ISBN 978 0 7206 1123 6 7

Asylum Piece

Anna Kavan

‘If only one knew of what and by whom one were accused, when, where and by what laws one were to be judged, it would be possible to prepare one’s defence systematically and set about things in a sensible fashion.’

First published sixty years ago, Asylum Piece today ranks as one of the most extraordinary and terrifying evocations of human madness ever written.

This collection of stories, mostly interlinked and largely autobiographical, chart the descent of the narrator from the onset of neurosis to final incarceration at a Swiss clinic. The sense of paranoia, of persecution by a foe or force that is never given a name evokes The Trial by Franz Kafka, the writer with whom Kavan is most often compared, though Kavan’s deeply personal, restrained and almost foreign-accented style has no true model. The same characters who recur throughout — the protagonist’s unhelpful ‘advisor’, the friend/lover who abandons her at the clinic, and an assortment of deluded companions — are sketched without a trace of the rage, self-pity or sentiment that have marked more recent prozac memoirs.

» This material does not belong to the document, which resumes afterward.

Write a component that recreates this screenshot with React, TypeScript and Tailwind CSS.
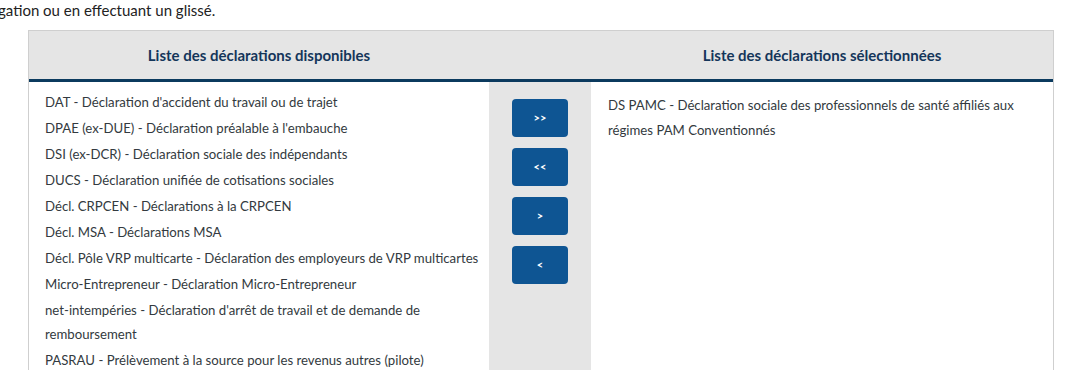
export default function App() {
  const available = [
    "DAT - Déclaration d'accident du travail ou de trajet",
    "DPAE (ex-DUE) - Déclaration préalable à l'embauche",
    "DSI (ex-DCR) - Déclaration sociale des indépendants",
    "DUCS - Déclaration unifiée de cotisations sociales",
    "Décl. CRPCEN - Déclarations à la CRPCEN",
    "Décl. MSA - Déclarations MSA",
    "Décl. Pôle VRP multicarte - Déclaration des employeurs de VRP multicartes",
    "Micro-Entrepreneur - Déclaration Micro-Entrepreneur",
    "net-intempéries - Déclaration d'arrêt de travail et de demande de remboursement",
    "PASRAU - Prélèvement à la source pour les revenus autres (pilote)",
  ];
  const buttons = [">>", "<<", ">", "<"];

  return (
    <div className="w-[1090px] h-[370px] overflow-hidden bg-white font-['Lato',sans-serif] text-[#333a40]">
      {/* Intro text (cut off on the left) */}
      <p className="text-[15px] leading-5 -ml-[2px] text-[#222]">
        gation ou en effectuant un glissé.
      </p>

      {/* Table */}
      <div className="ml-[28px] mt-[10px] w-[1026px] border border-[#cfcfcf]">
        <div className="grid grid-cols-[460px_102px_1fr] bg-[#e5e5e5] h-[51px] items-center border-b-[3px] border-[#0b3a5e] text-[15px] font-bold text-[#14355a]">
          <div className="text-center">Liste des déclarations disponibles</div>
          <div />
          <div className="text-center">Liste des déclarations sélectionnées</div>
        </div>

        <div className="grid grid-cols-[460px_102px_1fr] h-[300px] text-[13.2px]">
          <ul className="pl-4 pr-2 pt-[7px]">
            {available.map((item) => (
              <li key={item} className="py-[1px] leading-6">
                {item}
              </li>
            ))}
          </ul>

          <div className="bg-[#e5e5e5] flex flex-col items-center gap-[11px] pt-[17px]">
            {buttons.map((b) => (
              <button
                key={b}
                className="w-[56px] h-[38px] rounded-[4px] bg-[#0e5593] text-white text-[11px] font-bold"
              >
                {b}
              </button>
            ))}
          </div>

          <div className="pl-[17px] pr-4 pt-[11px] leading-[25px]">
            DS PAMC - Déclaration sociale des professionnels de santé affiliés aux régimes PAM Conventionnés
          </div>
        </div>
      </div>
    </div>
  );
}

‘Pervaded by a sense of intolerable oppression, lit by sudden shafts of delight in the natural world, their concise artistry proclaims how consumately she knew and rode her devils.’ – Guardian

‘Anna Kavan charges the space between her words and the reader’s mind with a continuous crackle of electricity.’ – New Statesman

‘A writer of unusual imaginative power.’ – Edwin Muir

‘An artist of great distinction.’ – L.P. Hartley

‘A classic equal to the work of Kafka.’ – Anaïs Nin

ANNA KAVAN, née Helen Woods, was born in Cannes — probably in 1901; she was evasive about the facts of her life — and spent her childhood in Europe, the USA and England. Twice married and divorced, she began writing while living with her first husband in Burma and was published under her married name of Helen Ferguson. In the wake of the collapse of her second marriage, she suffered the first of many nervous breakdowns and was confined to a clinic in Switzerland; she emerged from her incarceration with a new name — Anna Kavan, the protagonist of her 1930 novel Let Me Alone — an outwardly different persona and a new literary style. Her first novel in this guise was Asylum Piece, and it achieved for her a certain recognition. She was a long-term heroin addict and suffered periodic bouts of mental illness, and these facets of her life feature prominently in her novels and short stories. She died in 1968 of heart failure soon after the publication of her most celebrated work, the novel Ice.